There are some fantastic recipes online for lactation cookies, and that’s the first thing that I started to make and eat. My favourite recipe is this one
but there are many others that you can get hold of online when you go searching.
However, the main problem with finding things for a lactogenic diet, I’ve found, is that most of the recipes are American (with ingredients weighed in cups) and being utterly exhausted with a colicky, refluxy baby that hardly sleeps, I just kind of gave up on finding other recipes that I could easily use, as they flummoxed me a bit!
Monkey has been obviously doing well on mainly my milk (with some occasional top-ups if needed) but I started to realise that if I wanted to keep him mainly on breastmilk when I go back to work then I needed to think about upping my supply a bit more, as I just don’t get much out when I pump.
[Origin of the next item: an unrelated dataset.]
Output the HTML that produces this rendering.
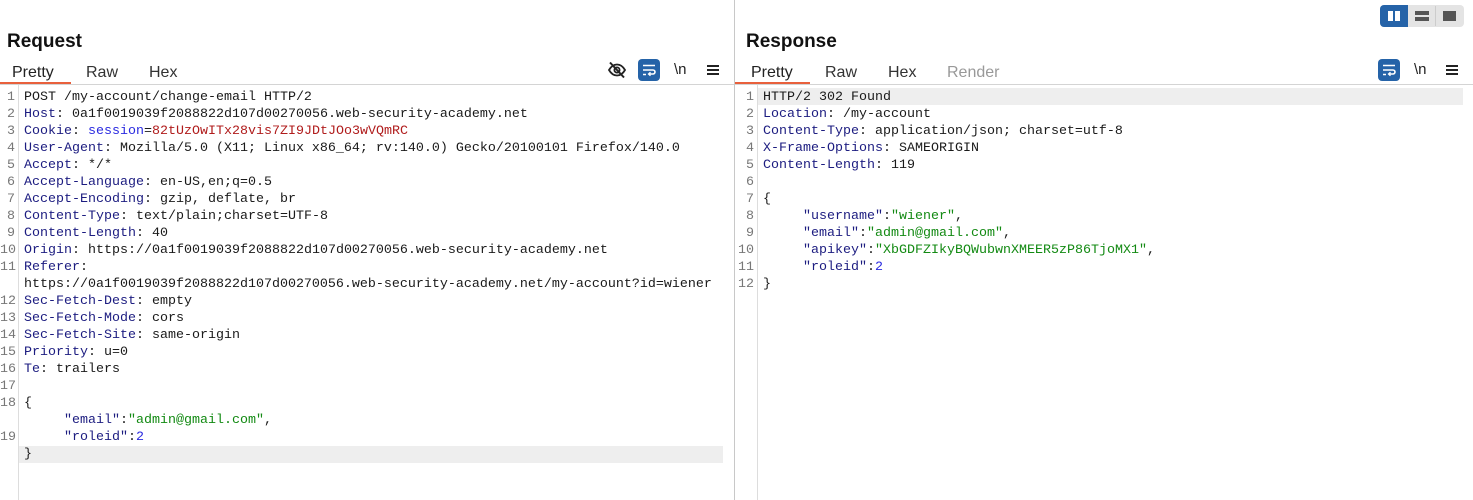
<!DOCTYPE html>
<html><head><meta charset="utf-8"><style>
*{margin:0;padding:0;box-sizing:border-box}
body{width:1473px;height:500px;background:#fff;position:relative;overflow:hidden;font-family:"Liberation Sans",sans-serif;color:#1a1a1a}
.abs{position:absolute}
h2{position:absolute;font-size:19px;font-weight:bold;color:#111}
.tab{position:absolute;font-size:16px;color:#333;top:64px}
.code{position:absolute;font-family:"Liberation Mono",monospace;font-size:13.33px;line-height:17px;white-space:pre;color:#1a1a1a}
.ln{position:absolute;font-family:"Liberation Mono",monospace;font-size:13.33px;line-height:17px;white-space:pre;color:#777;text-align:right}
.k{color:#1c1c80}.b{color:#2a2ae0}.r{color:#b01c1c}.g{color:#138a13}
.icon{position:absolute}
</style></head><body>
<div class="abs" style="left:734px;top:0;width:1px;height:500px;background:#c8c8c8"></div>
<div class="abs" style="left:0;top:84px;width:734px;height:1px;background:#d4d4d4"></div>
<div class="abs" style="left:735px;top:84px;width:738px;height:1px;background:#d4d4d4"></div>
<div class="abs" style="left:18px;top:85px;width:1px;height:415px;background:#ddd"></div>
<div class="abs" style="left:757px;top:85px;width:1px;height:415px;background:#ddd"></div>

<div class="abs" style="left:1380px;top:5px;width:84px;height:22px;border-radius:4px;background:#e4e4e4"></div>
<div class="abs" style="left:1380px;top:5px;width:28px;height:22px;border-radius:4px 0 0 4px;background:#2563a8"></div>
<div class="abs" style="left:1388px;top:11px;width:5px;height:10px;background:#fff"></div>
<div class="abs" style="left:1395px;top:11px;width:5px;height:10px;background:#fff"></div>
<div class="abs" style="left:1435px;top:6px;width:1px;height:20px;background:#ccc"></div>
<div class="abs" style="left:1415px;top:11px;width:14px;height:4px;background:#555"></div>
<div class="abs" style="left:1415px;top:17px;width:14px;height:4px;background:#555"></div>
<div class="abs" style="left:1443px;top:11px;width:13px;height:10px;background:#555"></div>

<h2 style="left:7px;top:31px">Request</h2>
<h2 style="left:746px;top:31px">Response</h2>
<div class="tab" style="left:12px;color:#222">Pretty</div>
<div class="tab" style="left:86px">Raw</div>
<div class="tab" style="left:149px">Hex</div>
<div class="abs" style="left:0;top:82px;width:71px;height:2px;background:#e8603c"></div>
<div class="tab" style="left:751px;color:#222">Pretty</div>
<div class="tab" style="left:825px">Raw</div>
<div class="tab" style="left:888px">Hex</div>
<div class="tab" style="left:947px;color:#999">Render</div>
<div class="abs" style="left:735px;top:82px;width:75px;height:2px;background:#e8603c"></div>

<svg class="icon" style="left:607px;top:61px" width="20" height="18" viewBox="0 0 20 18"><path d="M2 9c2-3.5 5-5.5 8-5.5s6 2 8 5.5c-2 3.5-5 5.5-8 5.5S4 12.5 2 9z" fill="none" stroke="#222" stroke-width="1.8"/><circle cx="10" cy="9" r="2.6" fill="none" stroke="#222" stroke-width="1.8"/><path d="M3 1.5l14 15" stroke="#222" stroke-width="2"/></svg>
<div class="abs" style="left:638px;top:59px;width:22px;height:22px;border-radius:4px;background:#2563a8"></div>
<svg class="icon" style="left:642px;top:63px" width="14" height="14" viewBox="0 0 14 14"><path d="M1 2.5h12M1 7h10a2 2 0 0 1 0 4H7M1 11.5h3" fill="none" stroke="#fff" stroke-width="1.6"/><path d="M8.5 9.3L6.6 11l1.9 1.7" fill="none" stroke="#fff" stroke-width="1.4"/></svg>
<div class="abs" style="left:674px;top:61px;font-size:15px;color:#222">\n</div>
<div class="abs" style="left:707px;top:65px;width:12px;height:2px;background:#222;box-shadow:0 4px 0 #222,0 8px 0 #222"></div>

<div class="abs" style="left:1378px;top:59px;width:22px;height:22px;border-radius:4px;background:#2563a8"></div>
<svg class="icon" style="left:1382px;top:63px" width="14" height="14" viewBox="0 0 14 14"><path d="M1 2.5h12M1 7h10a2 2 0 0 1 0 4H7M1 11.5h3" fill="none" stroke="#fff" stroke-width="1.6"/><path d="M8.5 9.3L6.6 11l1.9 1.7" fill="none" stroke="#fff" stroke-width="1.4"/></svg>
<div class="abs" style="left:1414px;top:61px;font-size:15px;color:#222">\n</div>
<div class="abs" style="left:1446px;top:65px;width:12px;height:2px;background:#222;box-shadow:0 4px 0 #222,0 8px 0 #222"></div>

<div class="abs" style="left:19px;top:446px;width:704px;height:17px;background:#eeeeee"></div>
<div class="abs" style="left:758px;top:88px;width:705px;height:17px;background:#eeeeee"></div>

<div class="ln" style="left:0;top:89px;width:15px">1
2
3
4
5
6
7
8
9
10
11

12
13
14
15
16
17
18

19</div>
<div class="code" style="left:24px;top:89px">POST /my-account/change-email HTTP/2
<span class="k">Host</span>: 0a1f0019039f2088822d107d00270056.web-security-academy.net
<span class="k">Cookie</span>: <span class="b">session</span>=<span class="r">82tUzOwITx28vis7ZI9JDtJOo3wVQmRC</span>
<span class="k">User-Agent</span>: Mozilla/5.0 (X11; Linux x86_64; rv:140.0) Gecko/20100101 Firefox/140.0
<span class="k">Accept</span>: */*
<span class="k">Accept-Language</span>: en-US,en;q=0.5
<span class="k">Accept-Encoding</span>: gzip, deflate, br
<span class="k">Content-Type</span>: text/plain;charset=UTF-8
<span class="k">Content-Length</span>: 40
<span class="k">Origin</span>: https://0a1f0019039f2088822d107d00270056.web-security-academy.net
<span class="k">Referer</span>:
https://0a1f0019039f2088822d107d00270056.web-security-academy.net/my-account?id=wiener
<span class="k">Sec-Fetch-Dest</span>: empty
<span class="k">Sec-Fetch-Mode</span>: cors
<span class="k">Sec-Fetch-Site</span>: same-origin
<span class="k">Priority</span>: u=0
<span class="k">Te</span>: trailers

{
     <span class="k">"email"</span>:<span class="g">"admin@gmail.com"</span>,
     <span class="k">"roleid"</span>:<span class="b">2</span>
}</div>

<div class="ln" style="left:737px;top:89px;width:17px">1
2
3
4
5
6
7
8
9
10
11
12</div>
<div class="code" style="left:763px;top:89px">HTTP/2 302 Found
<span class="k">Location</span>: /my-account
<span class="k">Content-Type</span>: application/json; charset=utf-8
<span class="k">X-Frame-Options</span>: SAMEORIGIN
<span class="k">Content-Length</span>: 119

{
     <span class="k">"username"</span>:<span class="g">"wiener"</span>,
     <span class="k">"email"</span>:<span class="g">"admin@gmail.com"</span>,
     <span class="k">"apikey"</span>:<span class="g">"XbGDFZIkyBQWubwnXMEER5zP86TjoMX1"</span>,
     <span class="k">"roleid"</span>:<span class="b">2</span>
}</div>
</body></html>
That’s apparently really common, but with a low milk supply anyway, trying to get a decent amount of frozen breastmilk is proving to be a bit of a challenge.
After a long search, I’ve finally found something that I think might prove to be very helpful for me. ‘The Contented Calf’ www.contentedcalf.com is a cookery book by two UK ladies, called Elena and Jassy, that has lots and lots of recipes that help to promote milk production. I’ve literally just got it yesterday morning and am going to have a good flick through it over the next few weeks to get some ideas. I plan to blog about them and let you know which ones work the best for me. There are some gorgeous-sounding ones, such as Fig and Fennel Scones (yum!) and Coconut Fairy Cakes, so I think I’ll be having a lot of fun making them.
I’ve recently talked to some paediatric nurses who were fascinated by the idea of a lactogenic diet and I also discussed with them the use of galactogogues (substances, usually herbal) that can increase milk production. Both these nurses hadn’t heard much about this approach to increasing supply and they have both since looked into it more detail (and are very impressed!) If there’s a more natural way of helping mummies to feed their babies themselves, then surely it should be something that more people should be trained in. I would have loved to be given some advice about how to alter my diet to help me when Monkey was tiny – it would have save an awful lot of heartache and problems. Hopefully this new approach to my diet will help me achieve my goal of feeding Monkey myself for longer.